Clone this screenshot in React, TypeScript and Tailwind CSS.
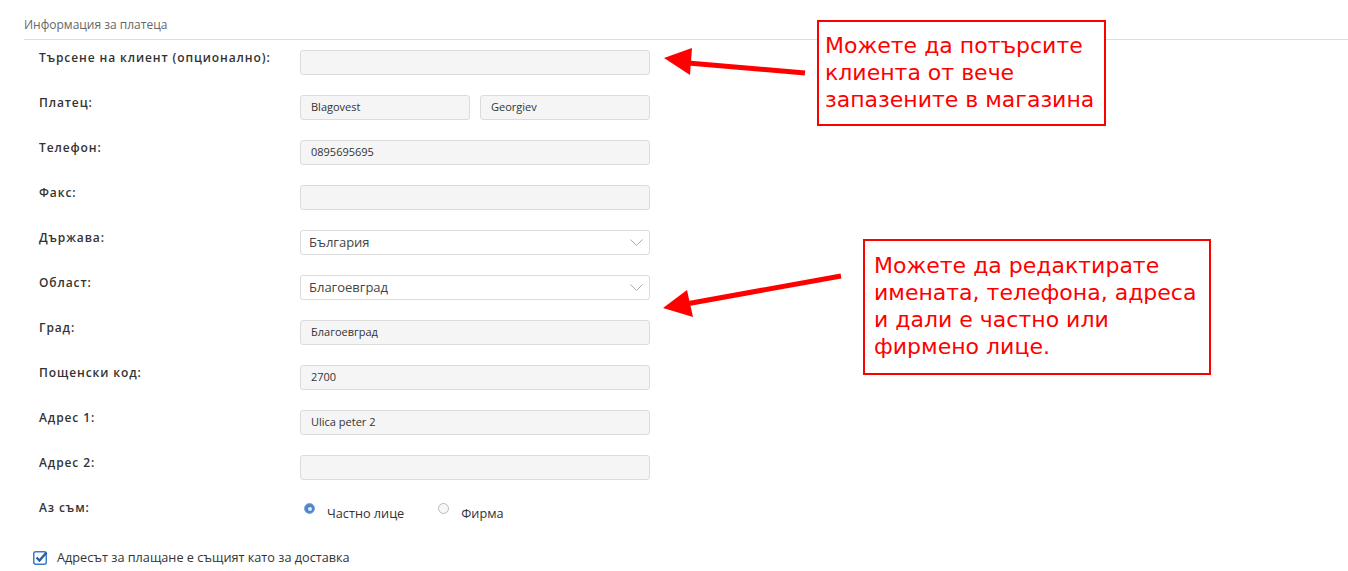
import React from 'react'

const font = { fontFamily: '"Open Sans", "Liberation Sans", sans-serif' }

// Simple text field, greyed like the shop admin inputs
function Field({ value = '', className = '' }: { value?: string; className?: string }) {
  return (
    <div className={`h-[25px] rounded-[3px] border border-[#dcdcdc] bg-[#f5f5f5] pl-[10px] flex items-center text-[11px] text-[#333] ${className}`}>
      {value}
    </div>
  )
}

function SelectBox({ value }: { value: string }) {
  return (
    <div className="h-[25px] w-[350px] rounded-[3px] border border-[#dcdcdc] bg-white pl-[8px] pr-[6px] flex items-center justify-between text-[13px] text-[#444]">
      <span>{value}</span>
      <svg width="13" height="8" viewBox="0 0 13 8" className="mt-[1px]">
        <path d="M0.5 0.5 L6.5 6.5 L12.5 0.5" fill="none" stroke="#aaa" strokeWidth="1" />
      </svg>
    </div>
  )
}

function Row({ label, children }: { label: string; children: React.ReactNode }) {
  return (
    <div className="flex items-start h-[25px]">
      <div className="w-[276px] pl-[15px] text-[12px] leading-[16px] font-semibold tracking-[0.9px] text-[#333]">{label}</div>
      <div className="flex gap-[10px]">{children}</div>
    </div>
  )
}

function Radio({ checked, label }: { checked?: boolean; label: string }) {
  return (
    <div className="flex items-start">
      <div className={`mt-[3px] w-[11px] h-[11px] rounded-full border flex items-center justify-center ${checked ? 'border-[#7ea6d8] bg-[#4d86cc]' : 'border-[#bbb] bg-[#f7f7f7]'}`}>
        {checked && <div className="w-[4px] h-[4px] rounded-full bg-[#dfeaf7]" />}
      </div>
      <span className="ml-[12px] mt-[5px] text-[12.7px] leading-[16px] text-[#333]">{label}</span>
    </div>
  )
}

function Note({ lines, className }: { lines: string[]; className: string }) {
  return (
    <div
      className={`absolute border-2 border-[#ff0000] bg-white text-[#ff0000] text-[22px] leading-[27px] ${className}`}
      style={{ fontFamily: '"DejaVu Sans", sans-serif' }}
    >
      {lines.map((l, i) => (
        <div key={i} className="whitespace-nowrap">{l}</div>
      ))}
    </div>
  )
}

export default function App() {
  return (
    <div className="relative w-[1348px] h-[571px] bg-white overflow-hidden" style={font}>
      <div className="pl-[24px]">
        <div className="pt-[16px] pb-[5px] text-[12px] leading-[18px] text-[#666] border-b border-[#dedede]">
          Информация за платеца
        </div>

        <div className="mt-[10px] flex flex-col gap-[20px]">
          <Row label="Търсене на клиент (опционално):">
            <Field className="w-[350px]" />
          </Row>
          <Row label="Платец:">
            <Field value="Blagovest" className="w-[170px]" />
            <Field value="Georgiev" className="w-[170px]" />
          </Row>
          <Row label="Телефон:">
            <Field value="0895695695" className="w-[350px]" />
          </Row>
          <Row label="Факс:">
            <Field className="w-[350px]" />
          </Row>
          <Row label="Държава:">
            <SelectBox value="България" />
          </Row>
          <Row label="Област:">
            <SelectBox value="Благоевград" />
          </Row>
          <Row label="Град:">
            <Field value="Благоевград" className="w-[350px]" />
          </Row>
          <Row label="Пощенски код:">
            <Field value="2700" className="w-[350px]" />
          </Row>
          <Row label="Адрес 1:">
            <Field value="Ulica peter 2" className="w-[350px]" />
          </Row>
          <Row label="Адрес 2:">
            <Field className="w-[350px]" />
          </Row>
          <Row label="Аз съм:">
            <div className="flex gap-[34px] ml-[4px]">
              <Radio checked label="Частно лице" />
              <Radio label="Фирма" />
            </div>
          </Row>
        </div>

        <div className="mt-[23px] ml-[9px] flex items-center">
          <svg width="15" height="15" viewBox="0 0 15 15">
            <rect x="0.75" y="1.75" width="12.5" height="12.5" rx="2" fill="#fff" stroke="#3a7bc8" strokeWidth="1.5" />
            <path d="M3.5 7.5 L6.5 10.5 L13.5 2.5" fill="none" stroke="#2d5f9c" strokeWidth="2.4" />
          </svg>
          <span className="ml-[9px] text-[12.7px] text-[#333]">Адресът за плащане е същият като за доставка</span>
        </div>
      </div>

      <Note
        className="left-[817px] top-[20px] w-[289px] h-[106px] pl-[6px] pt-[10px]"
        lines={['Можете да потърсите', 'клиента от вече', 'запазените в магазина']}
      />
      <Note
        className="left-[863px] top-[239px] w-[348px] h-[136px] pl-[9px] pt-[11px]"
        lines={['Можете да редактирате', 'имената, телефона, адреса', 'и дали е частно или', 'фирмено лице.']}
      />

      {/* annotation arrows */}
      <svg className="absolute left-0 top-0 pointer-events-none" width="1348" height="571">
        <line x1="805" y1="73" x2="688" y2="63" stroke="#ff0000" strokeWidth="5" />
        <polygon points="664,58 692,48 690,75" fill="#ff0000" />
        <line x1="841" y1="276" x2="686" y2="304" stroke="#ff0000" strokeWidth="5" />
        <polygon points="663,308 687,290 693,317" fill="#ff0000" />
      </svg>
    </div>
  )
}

# Short task:
Reproduce the data word for word, excluding its pictures.

# Result of the task:
Clone this screenshot in React, TypeScript and Tailwind CSS.
import React from 'react'

const font = { fontFamily: '"Open Sans", "Liberation Sans", sans-serif' }

// Simple text field, greyed like the shop admin inputs
function Field({ value = '', className = '' }: { value?: string; className?: string }) {
  return (
    <div className={`h-[25px] rounded-[3px] border border-[#dcdcdc] bg-[#f5f5f5] pl-[10px] flex items-center text-[11px] text-[#333] ${className}`}>
      {value}
    </div>
  )
}

function SelectBox({ value }: { value: string }) {
  return (
    <div className="h-[25px] w-[350px] rounded-[3px] border border-[#dcdcdc] bg-white pl-[8px] pr-[6px] flex items-center justify-between text-[13px] text-[#444]">
      <span>{value}</span>
      <svg width="13" height="8" viewBox="0 0 13 8" className="mt-[1px]">
        <path d="M0.5 0.5 L6.5 6.5 L12.5 0.5" fill="none" stroke="#aaa" strokeWidth="1" />
      </svg>
    </div>
  )
}

function Row({ label, children }: { label: string; children: React.ReactNode }) {
  return (
    <div className="flex items-start h-[25px]">
      <div className="w-[276px] pl-[15px] text-[12px] leading-[16px] font-semibold tracking-[0.9px] text-[#333]">{label}</div>
      <div className="flex gap-[10px]">{children}</div>
    </div>
  )
}

function Radio({ checked, label }: { checked?: boolean; label: string }) {
  return (
    <div className="flex items-start">
      <div className={`mt-[3px] w-[11px] h-[11px] rounded-full border flex items-center justify-center ${checked ? 'border-[#7ea6d8] bg-[#4d86cc]' : 'border-[#bbb] bg-[#f7f7f7]'}`}>
        {checked && <div className="w-[4px] h-[4px] rounded-full bg-[#dfeaf7]" />}
      </div>
      <span className="ml-[12px] mt-[5px] text-[12.7px] leading-[16px] text-[#333]">{label}</span>
    </div>
  )
}

function Note({ lines, className }: { lines: string[]; className: string }) {
  return (
    <div
      className={`absolute border-2 border-[#ff0000] bg-white text-[#ff0000] text-[22px] leading-[27px] ${className}`}
      style={{ fontFamily: '"DejaVu Sans", sans-serif' }}
    >
      {lines.map((l, i) => (
        <div key={i} className="whitespace-nowrap">{l}</div>
      ))}
    </div>
  )
}

export default function App() {
  return (
    <div className="relative w-[1348px] h-[571px] bg-white overflow-hidden" style={font}>
      <div className="pl-[24px]">
        <div className="pt-[16px] pb-[5px] text-[12px] leading-[18px] text-[#666] border-b border-[#dedede]">
          Информация за платеца
        </div>

        <div className="mt-[10px] flex flex-col gap-[20px]">
          <Row label="Търсене на клиент (опционално):">
            <Field className="w-[350px]" />
          </Row>
          <Row label="Платец:">
            <Field value="Blagovest" className="w-[170px]" />
            <Field value="Georgiev" className="w-[170px]" />
          </Row>
          <Row label="Телефон:">
            <Field value="0895695695" className="w-[350px]" />
          </Row>
          <Row label="Факс:">
            <Field className="w-[350px]" />
          </Row>
          <Row label="Държава:">
            <SelectBox value="България" />
          </Row>
          <Row label="Област:">
            <SelectBox value="Благоевград" />
          </Row>
          <Row label="Град:">
            <Field value="Благоевград" className="w-[350px]" />
          </Row>
          <Row label="Пощенски код:">
            <Field value="2700" className="w-[350px]" />
          </Row>
          <Row label="Адрес 1:">
            <Field value="Ulica peter 2" className="w-[350px]" />
          </Row>
          <Row label="Адрес 2:">
            <Field className="w-[350px]" />
          </Row>
          <Row label="Аз съм:">
            <div className="flex gap-[34px] ml-[4px]">
              <Radio checked label="Частно лице" />
              <Radio label="Фирма" />
            </div>
          </Row>
        </div>

        <div className="mt-[23px] ml-[9px] flex items-center">
          <svg width="15" height="15" viewBox="0 0 15 15">
            <rect x="0.75" y="1.75" width="12.5" height="12.5" rx="2" fill="#fff" stroke="#3a7bc8" strokeWidth="1.5" />
            <path d="M3.5 7.5 L6.5 10.5 L13.5 2.5" fill="none" stroke="#2d5f9c" strokeWidth="2.4" />
          </svg>
          <span className="ml-[9px] text-[12.7px] text-[#333]">Адресът за плащане е същият като за доставка</span>
        </div>
      </div>

      <Note
        className="left-[817px] top-[20px] w-[289px] h-[106px] pl-[6px] pt-[10px]"
        lines={['Можете да потърсите', 'клиента от вече', 'запазените в магазина']}
      />
      <Note
        className="left-[863px] top-[239px] w-[348px] h-[136px] pl-[9px] pt-[11px]"
        lines={['Можете да редактирате', 'имената, телефона, адреса', 'и дали е частно или', 'фирмено лице.']}
      />

      {/* annotation arrows */}
      <svg className="absolute left-0 top-0 pointer-events-none" width="1348" height="571">
        <line x1="805" y1="73" x2="688" y2="63" stroke="#ff0000" strokeWidth="5" />
        <polygon points="664,58 692,48 690,75" fill="#ff0000" />
        <line x1="841" y1="276" x2="686" y2="304" stroke="#ff0000" strokeWidth="5" />
        <polygon points="663,308 687,290 693,317" fill="#ff0000" />
      </svg>
    </div>
  )
}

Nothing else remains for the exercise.